Toutefois, en septembre 2003, une loi concernant l’application de certains châtiments, notamment la lapidation, a été adoptée, qui a manifestement affaibli ce moratoire. Amnesty International a continué par ailleurs à recevoir des informations faisant état de condamnations à la lapidation, même si aucune exécution ne semble avoir eu lieu avant mai 2006, lors de la lapidation d’une femme et d’un homme. Mahboubeh (f) et Abbas (h) les deux victimes, auraient été lapidés dans un cimetière de Meched, après avoir été déclarés coupables du meurtre du mari de Mahboubeh et d’adultère – accusation passible de la peine de mort. Une partie du cimetière avait été fermée au public et plus d’une centaine de gardiens de la révolution et de bassidji (miliciens volontaires), qui avaient été invités à assister à l’exécution, auraient participé à la lapidation à mort du couple.

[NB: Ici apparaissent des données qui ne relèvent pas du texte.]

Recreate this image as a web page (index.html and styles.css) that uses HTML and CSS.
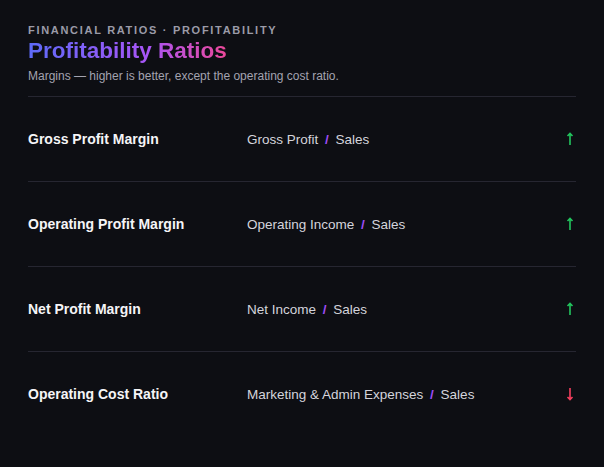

Le 21 novembre 2006, l’ancien ministre de la Justice Jamal Karimi-Rad a nié que des lapidations se déroulent en Iran, déclaration reprise le 8 décembre 2006 par le chef de l’administration pénitentiaire de Téhéran. Les militants qui font campagne contre la lapidation ont répondu qu’il existait des preuves irréfutables que la lapidation de Meched avait bien eu lieu.

À la mi-2006, un groupe iranien de défenseurs des droits humains a entamé une campagne en vue de l’abolition de la lapidation, en s’appuyant sur les cas de onze personnes condamnées à ce châtiment. Depuis le début de cette campagne, trois personnes ont été sauvées de la lapidation : Hajieh Esmailvand (f), Parisa (f) et Najaf (h). D’autres ont obtenu un sursis et certains dossiers sont même réexaminés, voire rejugés.